Par ailleurs, la collecte par un collecteur unique de type Urssaf faciliterait une gestion optimale des trésoreries, assurent les élèves de l'ENA. Le nouveau dispositif continuerait à engendrer des liquidités, mais la péréquation serait rendue plus transparente, puisque les liquidités seraient retracées dans les comptes du nouveau collecteur et non plus dans ceux d'une multitude d'Opca. « En outre, l'Agefal et le Copacif en perdraient leur raison d'être, puisque la péréquation sera assurée par le conseil d'administration du nouveau collecteur. »

L'idée d'une telle réforme a parfois été avancée par quelques négociateurs paritaires, provenant aussi bien d'organisations patronales que de confédérations syndicales de salariés. Mais ils l'ont fait, le plus souvent, à titre individuel et sous un angle technique, et pas au nom de leur organisation. Une telle réforme bouleverserait les habitudes et, surtout, fragiliserait certains appareils politiques ou techniques qui vivent de l'activité de collecte.

Les élèves de l'ENA semblent avoir pris conscience de la dimension extrêmement politique du problème, puisqu'ils concluent que « la suppression du lien entre collecte et orientation des fonds justifie une réforme du financement des organisations syndicales et patronales. Une revalorisation du prélèvement opéré sur les collectes au bénéfice du Fongefor serait opportune, à défaut de conduire une réforme plus fondamentale : un financement public des organisations représentatives ». Cette conclusion, qui ne creuse pas plus le sujet, fait allusion au financement du paritarisme réalisé via un prélèvement de 0,75 % sur l'ensemble de l'argent collecté par les Opca (sauf ceux hors champ), et versé dans un fonds spécial, le Fongefor. Ce 0,75 % se scinde en deux parties. La moitié pour les cinq confédérations de salariés qui se la partagent à parité. L'autre moitié pour les trois syndicats d'employeurs : 57,5 % pour le Medef, 32,5 % pour la CGPME et 10 % pour l'UPA.
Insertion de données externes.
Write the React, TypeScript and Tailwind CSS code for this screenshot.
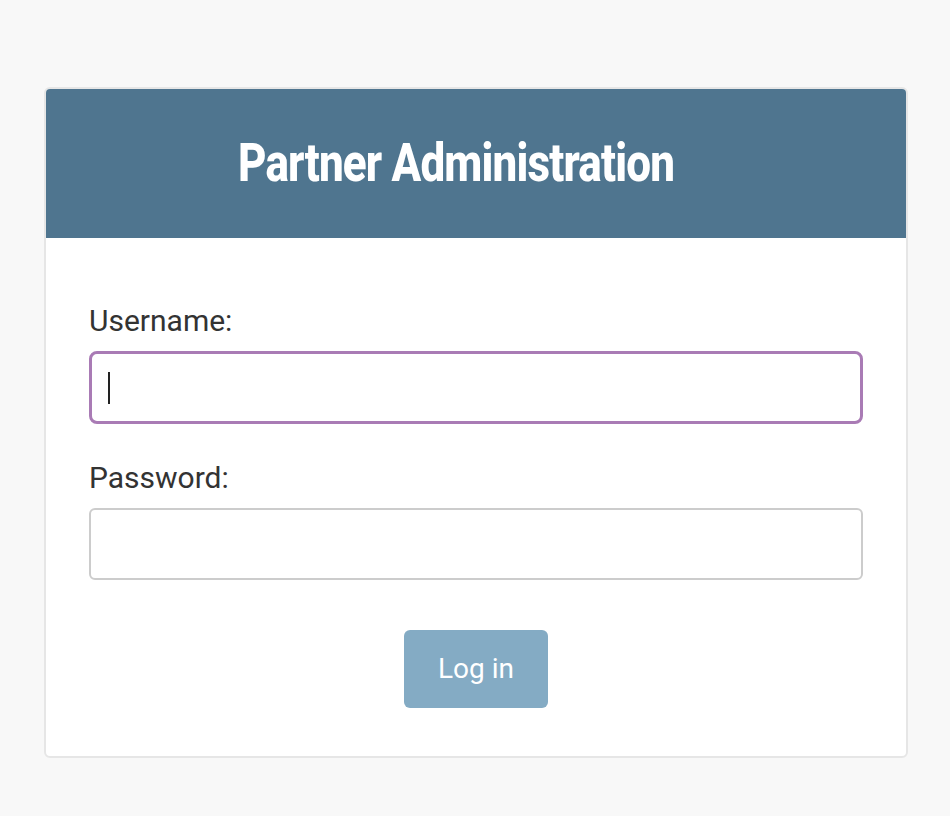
export default function App() {
	return (
		<div className="min-h-[816px] bg-[#f8f8f8] pt-[87px] px-[44px] font-['Roboto','Liberation_Sans',sans-serif]">
			<div className="w-[864px] h-[671px] rounded-[6px] border-2 border-[#e6e6e6] bg-white overflow-hidden">
				<div className="h-[149px] bg-[#4f758f] flex items-center pl-[192px]">
					<h1 className="text-white text-[53px] font-extrabold tracking-[-1px] leading-none origin-left scale-x-[0.83] whitespace-nowrap font-['Roboto','Liberation_Sans',sans-serif]">
						Partner Administration
					</h1>
				</div>
				<form className="px-[43px] pt-[63px] flex flex-col">
					<label className="text-[30px] text-[#333] leading-[40px]">Username:</label>
					<div className="relative mt-[10px]">
						<input
							type="text"
							className="w-full h-[73px] rounded-[8px] border-[3px] border-[#a97bb5] outline-none px-4 text-[27px]"
						/>
						<span className="absolute left-[19px] top-[21px] w-[2px] h-[32px] bg-[#222]" />
					</div>
					<label className="mt-[34px] text-[30px] text-[#333] leading-[40px]">Password:</label>
					<input
						type="password"
						className="mt-[10px] w-full h-[72px] rounded-[6px] border-2 border-[#cccccc] outline-none px-4 text-[27px]"
					/>
					<div className="flex justify-center mt-[50px]">
						<button
							type="button"
							className="w-[144px] h-[78px] rounded-[6px] bg-[#84abc4] text-white text-[28px]"
						>
							Log in
						</button>
					</div>
				</form>
			</div>
		</div>
	);
}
A défaut d'un financement public des organisations représentatives, assuré par le budget de la Nation, donc par l'impôt, ce qui nécessiterait un minimum de débat public, les élèves de l'ENA proposent de financer, par le Fongefor, ce que les organisations représentatives perdraient du fait de cette réforme.

Tout comme pour la réforme "soft" du système de collecte, la direction de l'Ecole nationale d'administration précise bien, sur son site Internet, sur lequel on peut retrouver l'ensemble des contributions des élèves de la promotion 2001-2003, que ces propositions n'engagent en rien l'école, mais uniquement les élèves.